DATA EXTRACT
+ + +

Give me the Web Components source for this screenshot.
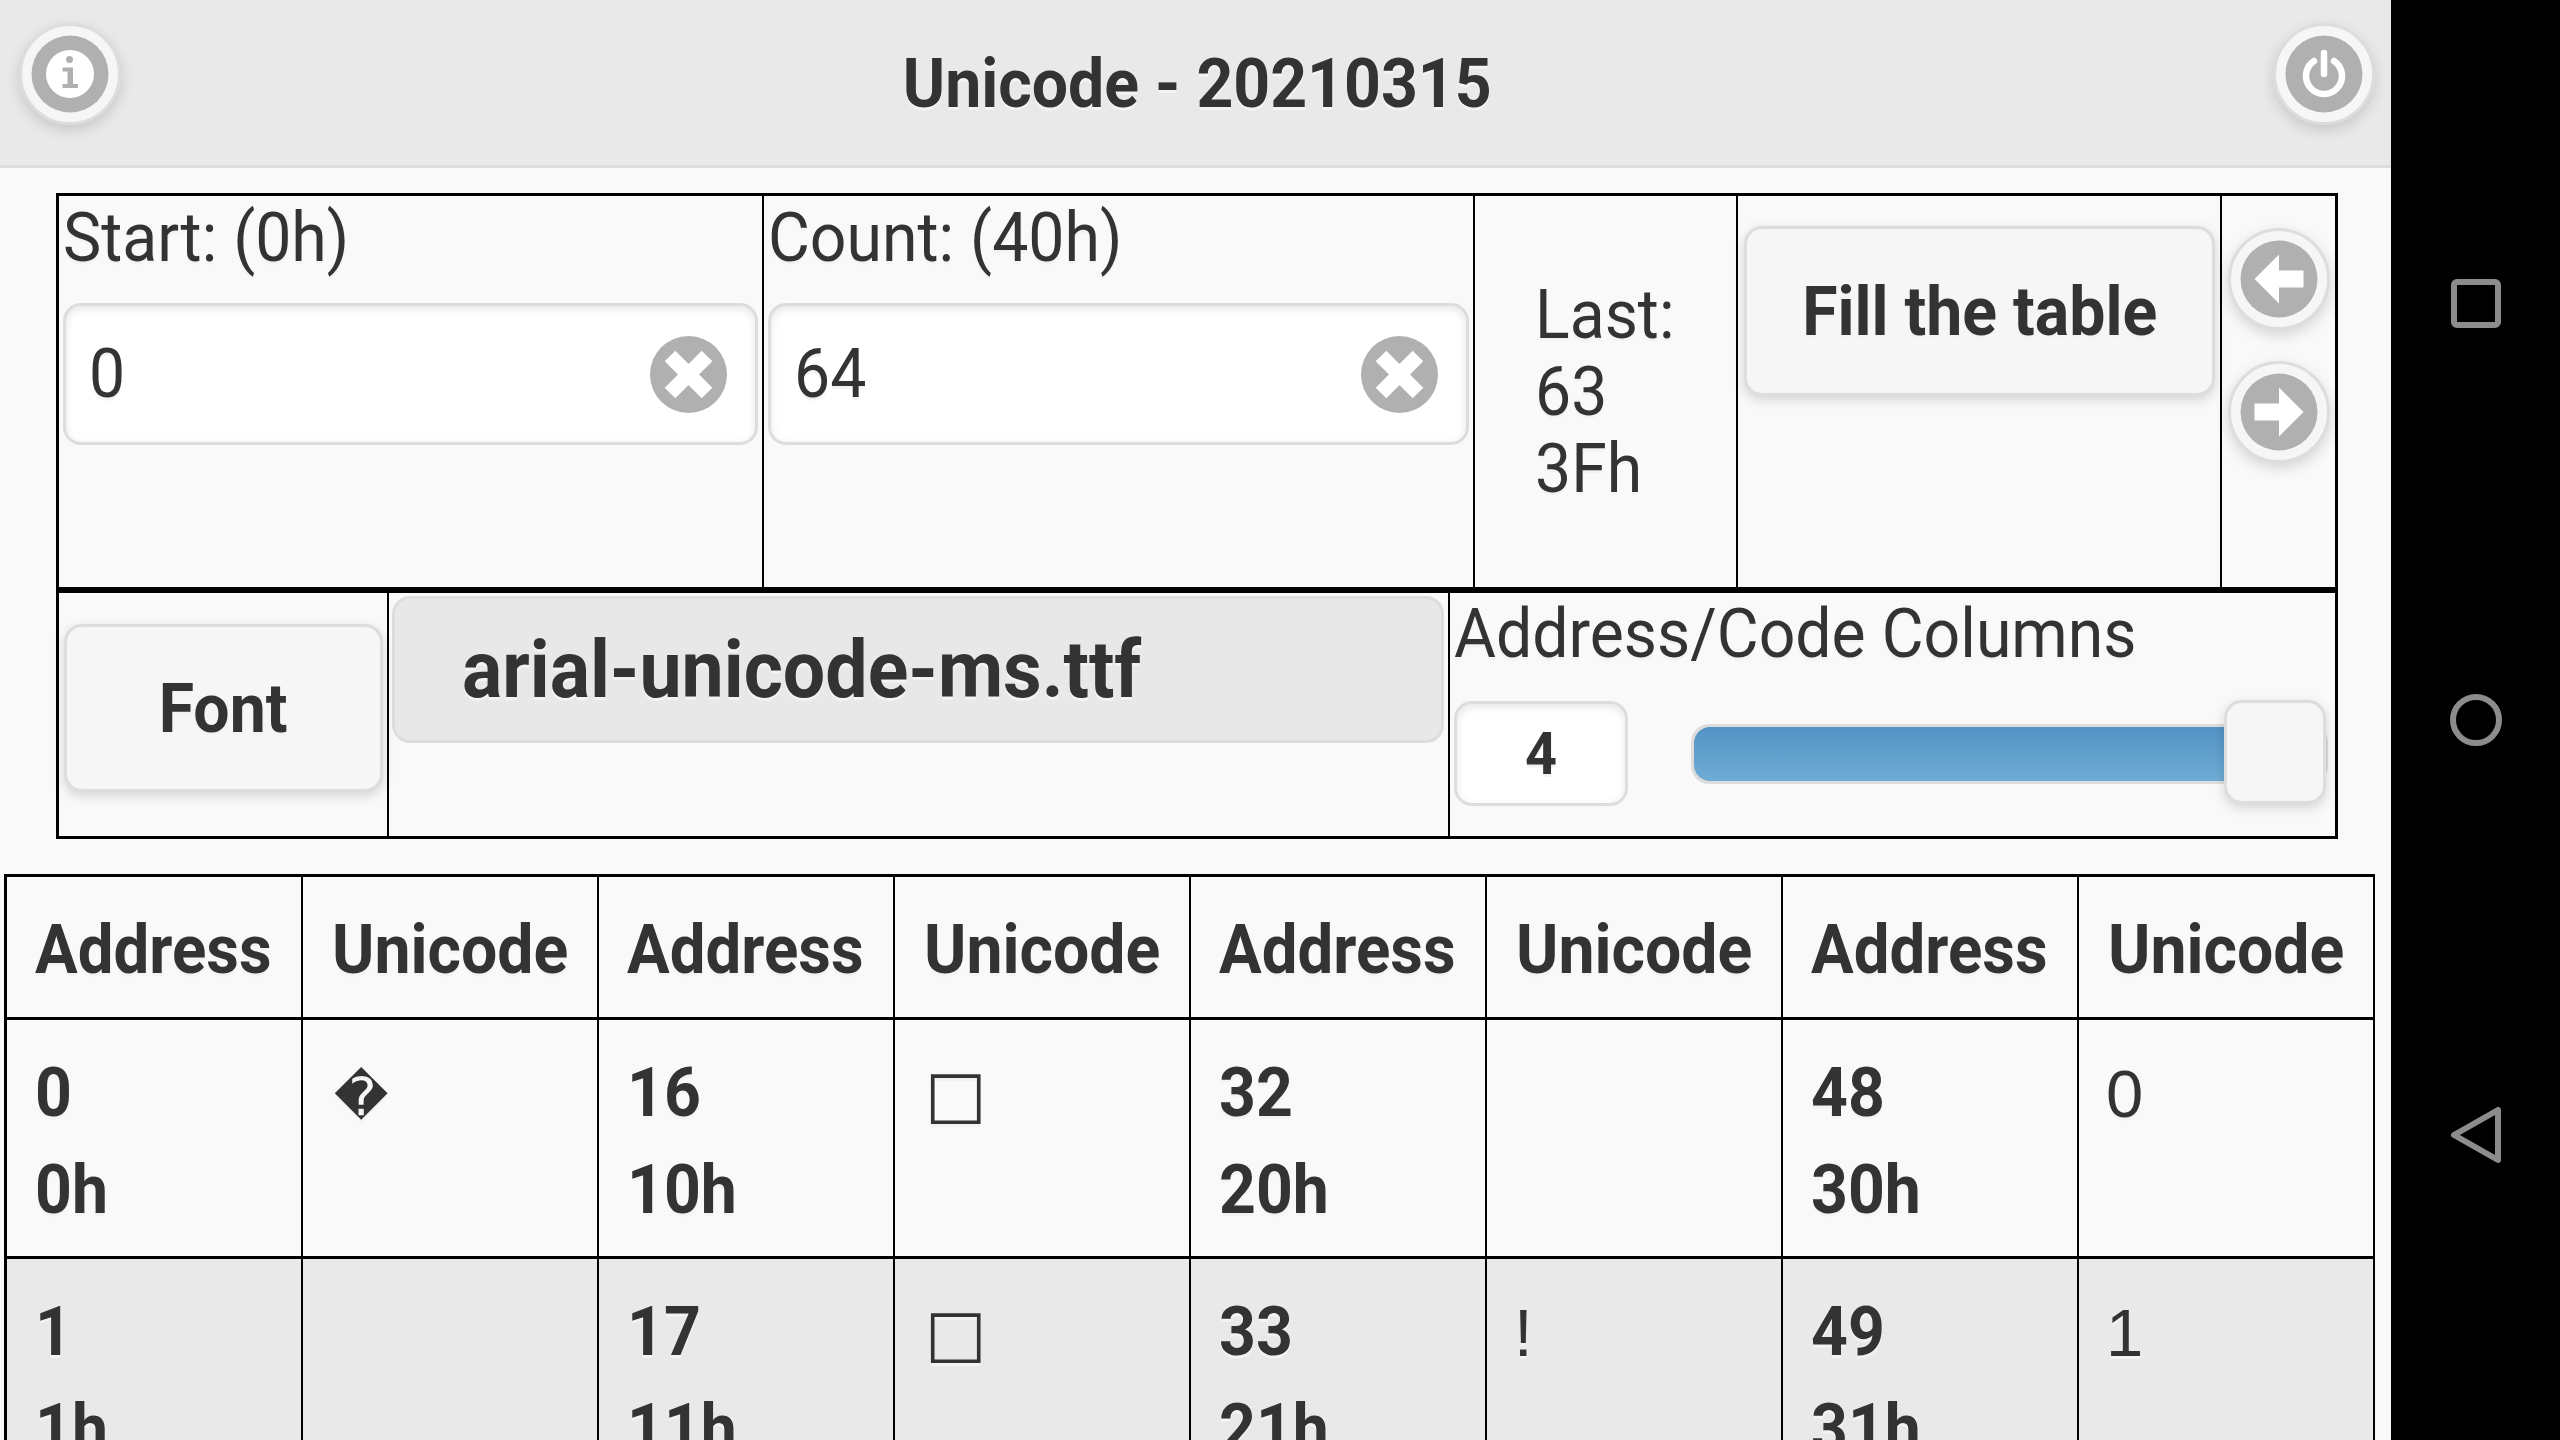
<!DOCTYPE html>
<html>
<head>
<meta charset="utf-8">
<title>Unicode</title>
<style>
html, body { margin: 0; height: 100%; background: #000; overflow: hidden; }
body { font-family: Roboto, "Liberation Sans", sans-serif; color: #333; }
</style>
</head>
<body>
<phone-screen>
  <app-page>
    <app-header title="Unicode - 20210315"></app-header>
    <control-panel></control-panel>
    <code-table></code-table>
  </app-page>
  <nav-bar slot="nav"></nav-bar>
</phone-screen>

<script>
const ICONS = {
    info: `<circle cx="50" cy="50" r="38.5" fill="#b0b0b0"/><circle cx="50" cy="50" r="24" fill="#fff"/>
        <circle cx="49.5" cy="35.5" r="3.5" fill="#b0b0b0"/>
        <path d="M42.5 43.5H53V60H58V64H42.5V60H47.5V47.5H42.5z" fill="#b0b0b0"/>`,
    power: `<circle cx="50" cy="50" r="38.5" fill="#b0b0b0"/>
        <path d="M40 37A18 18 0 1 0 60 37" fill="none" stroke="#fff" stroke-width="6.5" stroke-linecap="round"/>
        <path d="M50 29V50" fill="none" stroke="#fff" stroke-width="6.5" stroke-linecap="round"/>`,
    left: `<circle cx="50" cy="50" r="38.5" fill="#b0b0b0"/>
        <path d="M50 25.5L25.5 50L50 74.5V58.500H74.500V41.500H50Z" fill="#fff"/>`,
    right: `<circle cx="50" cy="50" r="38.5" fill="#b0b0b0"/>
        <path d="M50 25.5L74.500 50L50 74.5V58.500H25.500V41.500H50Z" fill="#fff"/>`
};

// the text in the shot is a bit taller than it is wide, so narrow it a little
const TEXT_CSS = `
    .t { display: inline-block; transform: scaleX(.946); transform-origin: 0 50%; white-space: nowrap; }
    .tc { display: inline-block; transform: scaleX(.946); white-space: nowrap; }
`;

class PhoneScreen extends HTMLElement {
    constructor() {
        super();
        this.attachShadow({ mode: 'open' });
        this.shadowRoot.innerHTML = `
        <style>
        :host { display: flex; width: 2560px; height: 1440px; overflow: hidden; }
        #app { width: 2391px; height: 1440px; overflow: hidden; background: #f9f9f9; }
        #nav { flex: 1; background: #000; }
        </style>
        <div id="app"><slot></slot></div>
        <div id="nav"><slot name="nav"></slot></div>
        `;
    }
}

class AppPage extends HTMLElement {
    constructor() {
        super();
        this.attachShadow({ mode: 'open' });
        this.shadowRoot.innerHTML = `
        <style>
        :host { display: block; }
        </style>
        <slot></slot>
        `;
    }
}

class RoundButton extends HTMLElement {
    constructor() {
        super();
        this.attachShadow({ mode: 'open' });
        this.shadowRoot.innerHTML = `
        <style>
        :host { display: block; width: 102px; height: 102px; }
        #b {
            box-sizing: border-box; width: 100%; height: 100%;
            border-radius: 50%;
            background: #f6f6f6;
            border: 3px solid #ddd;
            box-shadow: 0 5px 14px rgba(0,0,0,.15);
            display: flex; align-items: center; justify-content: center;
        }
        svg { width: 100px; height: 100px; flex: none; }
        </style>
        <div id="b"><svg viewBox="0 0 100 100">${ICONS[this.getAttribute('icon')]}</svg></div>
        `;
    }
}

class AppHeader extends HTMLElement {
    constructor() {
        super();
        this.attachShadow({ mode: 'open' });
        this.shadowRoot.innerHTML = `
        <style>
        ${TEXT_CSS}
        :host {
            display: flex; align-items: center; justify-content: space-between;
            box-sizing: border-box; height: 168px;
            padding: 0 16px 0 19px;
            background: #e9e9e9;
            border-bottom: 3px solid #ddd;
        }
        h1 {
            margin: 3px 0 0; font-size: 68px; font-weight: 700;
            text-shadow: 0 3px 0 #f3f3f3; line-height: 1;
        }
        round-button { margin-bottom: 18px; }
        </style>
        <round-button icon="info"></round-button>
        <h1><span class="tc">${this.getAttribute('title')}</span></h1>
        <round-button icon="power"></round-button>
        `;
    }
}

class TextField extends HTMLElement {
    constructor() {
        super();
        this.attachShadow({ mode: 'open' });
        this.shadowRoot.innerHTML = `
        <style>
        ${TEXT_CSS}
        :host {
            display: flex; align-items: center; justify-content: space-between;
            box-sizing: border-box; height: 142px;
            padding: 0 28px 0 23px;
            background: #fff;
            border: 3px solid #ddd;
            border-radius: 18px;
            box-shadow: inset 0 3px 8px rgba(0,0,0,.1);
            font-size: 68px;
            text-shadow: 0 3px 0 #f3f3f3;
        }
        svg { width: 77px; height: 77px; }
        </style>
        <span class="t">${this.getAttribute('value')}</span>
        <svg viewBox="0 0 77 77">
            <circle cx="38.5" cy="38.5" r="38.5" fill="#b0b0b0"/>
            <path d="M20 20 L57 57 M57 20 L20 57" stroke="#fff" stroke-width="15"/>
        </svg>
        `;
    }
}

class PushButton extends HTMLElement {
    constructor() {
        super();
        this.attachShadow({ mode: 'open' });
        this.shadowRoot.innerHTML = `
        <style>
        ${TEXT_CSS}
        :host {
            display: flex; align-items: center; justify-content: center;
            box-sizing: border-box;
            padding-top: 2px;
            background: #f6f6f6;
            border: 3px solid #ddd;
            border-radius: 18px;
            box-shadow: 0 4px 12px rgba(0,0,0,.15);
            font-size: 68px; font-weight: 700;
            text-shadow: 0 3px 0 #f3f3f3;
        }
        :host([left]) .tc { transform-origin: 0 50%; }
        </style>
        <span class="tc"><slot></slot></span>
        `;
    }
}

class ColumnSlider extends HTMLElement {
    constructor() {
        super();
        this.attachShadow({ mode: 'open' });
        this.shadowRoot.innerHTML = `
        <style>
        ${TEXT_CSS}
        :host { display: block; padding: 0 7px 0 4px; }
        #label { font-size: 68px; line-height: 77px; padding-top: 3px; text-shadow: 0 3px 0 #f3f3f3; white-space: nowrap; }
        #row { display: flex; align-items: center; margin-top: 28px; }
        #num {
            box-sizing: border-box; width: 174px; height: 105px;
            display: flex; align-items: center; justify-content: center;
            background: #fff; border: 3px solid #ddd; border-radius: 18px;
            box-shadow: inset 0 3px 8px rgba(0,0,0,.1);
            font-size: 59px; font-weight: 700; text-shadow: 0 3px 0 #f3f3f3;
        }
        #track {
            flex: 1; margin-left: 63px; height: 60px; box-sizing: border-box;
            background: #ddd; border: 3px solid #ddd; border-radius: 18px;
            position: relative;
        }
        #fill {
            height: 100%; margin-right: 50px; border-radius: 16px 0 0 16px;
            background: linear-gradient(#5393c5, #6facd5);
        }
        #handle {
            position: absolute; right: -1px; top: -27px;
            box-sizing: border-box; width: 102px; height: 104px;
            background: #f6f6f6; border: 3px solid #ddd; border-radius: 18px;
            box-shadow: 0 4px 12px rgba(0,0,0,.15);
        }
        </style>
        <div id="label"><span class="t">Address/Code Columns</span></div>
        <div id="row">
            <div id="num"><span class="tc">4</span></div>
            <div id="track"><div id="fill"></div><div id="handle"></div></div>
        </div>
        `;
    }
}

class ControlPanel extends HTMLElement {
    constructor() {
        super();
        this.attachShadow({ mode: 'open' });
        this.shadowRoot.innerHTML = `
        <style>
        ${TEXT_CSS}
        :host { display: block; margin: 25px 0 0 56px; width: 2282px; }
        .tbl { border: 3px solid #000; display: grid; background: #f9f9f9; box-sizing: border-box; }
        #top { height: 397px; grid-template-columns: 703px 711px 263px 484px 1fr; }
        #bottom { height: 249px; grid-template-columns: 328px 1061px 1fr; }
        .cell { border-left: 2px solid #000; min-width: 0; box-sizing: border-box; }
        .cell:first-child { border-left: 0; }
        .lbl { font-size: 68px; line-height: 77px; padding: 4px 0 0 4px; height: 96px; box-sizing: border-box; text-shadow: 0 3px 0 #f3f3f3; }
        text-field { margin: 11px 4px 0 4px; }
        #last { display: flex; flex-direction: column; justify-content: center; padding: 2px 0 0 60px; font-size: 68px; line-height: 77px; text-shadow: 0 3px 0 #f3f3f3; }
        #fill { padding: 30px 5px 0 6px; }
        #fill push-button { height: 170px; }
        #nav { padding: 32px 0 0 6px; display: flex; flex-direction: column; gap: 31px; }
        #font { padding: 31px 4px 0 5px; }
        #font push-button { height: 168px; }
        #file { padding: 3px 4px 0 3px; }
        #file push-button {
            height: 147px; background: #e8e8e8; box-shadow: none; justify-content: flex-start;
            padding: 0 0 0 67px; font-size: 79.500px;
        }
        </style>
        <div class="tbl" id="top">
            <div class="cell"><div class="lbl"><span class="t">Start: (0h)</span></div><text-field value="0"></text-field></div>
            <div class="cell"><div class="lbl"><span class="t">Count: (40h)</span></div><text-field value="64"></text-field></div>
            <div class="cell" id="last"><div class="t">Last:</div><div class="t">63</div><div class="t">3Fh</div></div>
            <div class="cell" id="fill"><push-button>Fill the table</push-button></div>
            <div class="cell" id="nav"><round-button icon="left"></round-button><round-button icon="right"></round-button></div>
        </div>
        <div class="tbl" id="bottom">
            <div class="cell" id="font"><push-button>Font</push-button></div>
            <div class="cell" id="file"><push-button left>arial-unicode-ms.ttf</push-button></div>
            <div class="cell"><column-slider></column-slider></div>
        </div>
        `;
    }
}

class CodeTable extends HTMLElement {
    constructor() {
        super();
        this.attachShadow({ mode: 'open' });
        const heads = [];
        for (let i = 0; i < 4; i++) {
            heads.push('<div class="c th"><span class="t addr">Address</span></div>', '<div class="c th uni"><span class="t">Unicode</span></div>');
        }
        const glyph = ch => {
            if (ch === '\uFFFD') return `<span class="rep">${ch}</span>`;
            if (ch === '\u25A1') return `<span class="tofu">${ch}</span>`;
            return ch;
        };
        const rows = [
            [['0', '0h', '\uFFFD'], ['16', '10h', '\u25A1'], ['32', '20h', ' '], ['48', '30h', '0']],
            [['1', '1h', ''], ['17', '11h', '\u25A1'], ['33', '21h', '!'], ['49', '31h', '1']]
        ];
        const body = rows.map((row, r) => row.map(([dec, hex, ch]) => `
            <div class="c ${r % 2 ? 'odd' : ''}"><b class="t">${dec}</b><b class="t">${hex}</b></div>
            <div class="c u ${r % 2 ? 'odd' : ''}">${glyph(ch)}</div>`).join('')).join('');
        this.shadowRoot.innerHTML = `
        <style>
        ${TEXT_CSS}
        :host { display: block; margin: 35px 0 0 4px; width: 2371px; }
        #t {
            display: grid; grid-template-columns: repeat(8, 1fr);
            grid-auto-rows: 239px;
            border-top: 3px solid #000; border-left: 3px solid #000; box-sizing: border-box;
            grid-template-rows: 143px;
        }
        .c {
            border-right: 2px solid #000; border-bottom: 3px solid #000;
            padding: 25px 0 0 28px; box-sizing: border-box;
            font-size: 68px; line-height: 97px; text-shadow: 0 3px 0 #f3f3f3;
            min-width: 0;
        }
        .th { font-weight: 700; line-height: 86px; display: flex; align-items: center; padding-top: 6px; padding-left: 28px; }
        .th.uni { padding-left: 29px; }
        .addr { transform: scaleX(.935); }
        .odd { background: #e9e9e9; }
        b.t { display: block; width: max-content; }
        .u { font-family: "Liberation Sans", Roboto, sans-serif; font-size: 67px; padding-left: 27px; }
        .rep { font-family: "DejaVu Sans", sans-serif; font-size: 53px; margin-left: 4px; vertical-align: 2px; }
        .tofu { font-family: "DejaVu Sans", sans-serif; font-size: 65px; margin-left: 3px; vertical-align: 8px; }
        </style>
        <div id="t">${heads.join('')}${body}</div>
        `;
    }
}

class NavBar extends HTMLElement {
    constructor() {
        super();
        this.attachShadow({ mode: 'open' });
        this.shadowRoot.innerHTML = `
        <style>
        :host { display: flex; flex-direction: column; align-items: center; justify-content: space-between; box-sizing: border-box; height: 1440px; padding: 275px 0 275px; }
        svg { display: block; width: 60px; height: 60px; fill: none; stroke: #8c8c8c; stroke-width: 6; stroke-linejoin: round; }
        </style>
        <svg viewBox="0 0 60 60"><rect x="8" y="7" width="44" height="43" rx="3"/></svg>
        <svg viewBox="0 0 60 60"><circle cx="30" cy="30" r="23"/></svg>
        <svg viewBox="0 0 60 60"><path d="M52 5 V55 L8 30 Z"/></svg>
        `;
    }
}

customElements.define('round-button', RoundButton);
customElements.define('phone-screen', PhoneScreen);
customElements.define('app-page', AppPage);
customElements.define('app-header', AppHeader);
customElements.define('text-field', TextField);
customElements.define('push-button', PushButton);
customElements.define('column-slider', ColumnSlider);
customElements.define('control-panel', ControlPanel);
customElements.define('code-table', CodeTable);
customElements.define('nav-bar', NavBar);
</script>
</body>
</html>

+ + +

TASK REQUIREMENTS
Copy exactly the lines running from the beginning of the listing through the line that has "</phone-screen>". Drop the pictures.

SOLUTION FOR THIS PROBLEM
Give me the Web Components source for this screenshot.
<!DOCTYPE html>
<html>
<head>
<meta charset="utf-8">
<title>Unicode</title>
<style>
html, body { margin: 0; height: 100%; background: #000; overflow: hidden; }
body { font-family: Roboto, "Liberation Sans", sans-serif; color: #333; }
</style>
</head>
<body>
<phone-screen>
  <app-page>
    <app-header title="Unicode - 20210315"></app-header>
    <control-panel></control-panel>
    <code-table></code-table>
  </app-page>
  <nav-bar slot="nav"></nav-bar>
</phone-screen>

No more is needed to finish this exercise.